Remarkably, the Fragile State Group authors paid scant attention in their report to the work of a prominent Washington, DC-based nongovernmental organization (NGO) that has done important work attributing state fragility to insufficiently addressed sources of great grassroots distress. For a decade and more, the Fund for Peace has monitored 12 categories of socioeconomic, cultural, and political distress at grassroots as well as national levels that it has found to be responsible for state fragility. It has scored 175 countries annually on the extent of their state fragility. Implicitly, the annual Fund for Peace reports have called not just for addressing these ills but for establishing processes for formulating terms on which they can be addressed satisfactorily and effectively. For example:
- terms for allocation of essential collective albeit divisible natural resources (e.g., land, water, and forest patrimonies);
- terms for effecting tolerance in local as well as national settings for residential ethnic, religious, and cultural diversity;
- establishing or resurrecting trusted informal and semiformal processes for dispute resolution;
- terms of instituting legitimate and effective governance at very local levels;
- terms for apportioning access to, and the benefits of, scarce developmental resources (e.g., education, health, transportation, and humanitarian assistance);
- terms for managing possession and use of small arms; and
- terms and processes for inclusive development advocacy, including mitigation of persistent extreme poverty.
In summary, involuntary mass migration has manifestly been driven by pervasive state fragility, key sources of which are endemic grassroots-level social, cultural, economic, and political distress.

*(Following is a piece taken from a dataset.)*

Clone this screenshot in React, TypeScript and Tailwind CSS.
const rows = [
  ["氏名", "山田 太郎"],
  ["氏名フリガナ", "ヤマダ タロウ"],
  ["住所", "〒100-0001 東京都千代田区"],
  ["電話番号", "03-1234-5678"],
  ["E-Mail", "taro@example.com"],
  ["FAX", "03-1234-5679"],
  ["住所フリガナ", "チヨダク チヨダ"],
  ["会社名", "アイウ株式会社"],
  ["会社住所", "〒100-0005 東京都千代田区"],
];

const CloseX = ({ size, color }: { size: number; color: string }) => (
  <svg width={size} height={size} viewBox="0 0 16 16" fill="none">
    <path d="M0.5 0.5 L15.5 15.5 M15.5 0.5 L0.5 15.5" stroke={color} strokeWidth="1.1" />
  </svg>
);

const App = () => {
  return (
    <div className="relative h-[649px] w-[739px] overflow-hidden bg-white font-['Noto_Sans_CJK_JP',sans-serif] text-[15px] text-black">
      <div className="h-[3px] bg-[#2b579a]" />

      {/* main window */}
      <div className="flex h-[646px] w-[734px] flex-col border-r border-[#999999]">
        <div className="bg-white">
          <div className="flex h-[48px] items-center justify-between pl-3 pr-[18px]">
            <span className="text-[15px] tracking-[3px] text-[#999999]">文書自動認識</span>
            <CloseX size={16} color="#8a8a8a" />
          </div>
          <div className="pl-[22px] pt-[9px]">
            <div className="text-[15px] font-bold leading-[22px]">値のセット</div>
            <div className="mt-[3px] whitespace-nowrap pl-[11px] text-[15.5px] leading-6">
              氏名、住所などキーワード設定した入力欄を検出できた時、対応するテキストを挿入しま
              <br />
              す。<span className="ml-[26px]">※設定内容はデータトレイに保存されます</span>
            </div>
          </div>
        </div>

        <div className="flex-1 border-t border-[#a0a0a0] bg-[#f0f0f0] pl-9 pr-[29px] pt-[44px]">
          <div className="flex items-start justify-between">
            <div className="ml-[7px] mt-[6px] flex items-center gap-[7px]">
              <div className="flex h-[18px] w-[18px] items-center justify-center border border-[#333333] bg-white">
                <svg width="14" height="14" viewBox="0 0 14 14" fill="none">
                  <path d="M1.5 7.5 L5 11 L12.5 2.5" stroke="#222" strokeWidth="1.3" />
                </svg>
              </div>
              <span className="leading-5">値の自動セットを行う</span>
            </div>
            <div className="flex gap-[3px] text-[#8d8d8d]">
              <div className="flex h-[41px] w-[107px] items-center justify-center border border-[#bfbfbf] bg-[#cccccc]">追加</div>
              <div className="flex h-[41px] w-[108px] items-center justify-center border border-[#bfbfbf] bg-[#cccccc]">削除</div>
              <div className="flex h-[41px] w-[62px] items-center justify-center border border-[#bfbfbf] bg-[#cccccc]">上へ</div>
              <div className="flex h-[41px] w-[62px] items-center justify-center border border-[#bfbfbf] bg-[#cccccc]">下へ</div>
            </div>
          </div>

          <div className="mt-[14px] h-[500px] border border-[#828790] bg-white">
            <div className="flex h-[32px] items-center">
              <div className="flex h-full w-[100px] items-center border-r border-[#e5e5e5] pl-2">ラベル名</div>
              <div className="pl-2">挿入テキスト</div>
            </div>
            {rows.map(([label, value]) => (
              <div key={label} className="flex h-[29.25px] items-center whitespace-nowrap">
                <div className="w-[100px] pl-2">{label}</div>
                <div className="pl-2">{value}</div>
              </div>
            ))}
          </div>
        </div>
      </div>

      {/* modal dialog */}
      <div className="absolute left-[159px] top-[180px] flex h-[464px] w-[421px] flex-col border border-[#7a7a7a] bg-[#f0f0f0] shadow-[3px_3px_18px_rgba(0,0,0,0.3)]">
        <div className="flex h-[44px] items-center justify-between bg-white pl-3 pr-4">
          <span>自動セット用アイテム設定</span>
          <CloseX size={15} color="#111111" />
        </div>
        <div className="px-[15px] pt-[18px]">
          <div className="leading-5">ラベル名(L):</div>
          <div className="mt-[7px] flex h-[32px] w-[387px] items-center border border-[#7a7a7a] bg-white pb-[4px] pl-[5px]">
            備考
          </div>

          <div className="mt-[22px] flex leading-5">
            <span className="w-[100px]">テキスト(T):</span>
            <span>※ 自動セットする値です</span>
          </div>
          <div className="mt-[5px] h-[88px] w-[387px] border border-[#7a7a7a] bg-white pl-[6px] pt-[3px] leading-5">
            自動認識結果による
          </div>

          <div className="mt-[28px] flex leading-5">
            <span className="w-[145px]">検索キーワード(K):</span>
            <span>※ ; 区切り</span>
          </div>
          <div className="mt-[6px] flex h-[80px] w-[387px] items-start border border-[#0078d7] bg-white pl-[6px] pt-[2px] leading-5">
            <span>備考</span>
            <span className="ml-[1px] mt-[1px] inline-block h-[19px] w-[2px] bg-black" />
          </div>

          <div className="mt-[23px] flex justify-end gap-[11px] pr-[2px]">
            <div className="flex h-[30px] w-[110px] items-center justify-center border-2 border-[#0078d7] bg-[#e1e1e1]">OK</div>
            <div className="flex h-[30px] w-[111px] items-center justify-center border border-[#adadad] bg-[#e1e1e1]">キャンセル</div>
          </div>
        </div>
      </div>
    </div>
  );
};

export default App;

To obviate the necessity of migration, the United States should establish processes to address these causes of state fragility and distress, and, by extension, should lay the groundwork for building stronger, more durable states. Western NGOs have long been in a position to collaborate effectively with those in developing countries for these purposes even as they have done so in support of humanitarian relief and socioeconomic development objectives. Recent initiatives by some governments in sub-Saharan Africa and elsewhere to limit significantly the freedom of NGOs to work with their Western counterparts have been counterproductive for strengthening fragile states and, by extension, to diminishing involuntary migration.
Electoral democracy alone is insufficient, indeed a house built upon sand, absent citizen engagement at the grassroots in formulating terms on which these ills can be legitimately and effectively addressed. To meet this challenge implies larger and more interdependent conceptions of both the state and democracy than as they have been understood and conventionally practiced. Democracy entails not just electoral competition but consensual problem solving. Especially in the contemporary Global South, viable states must be built on foundations not just of coerced association but of citizen acquiescence.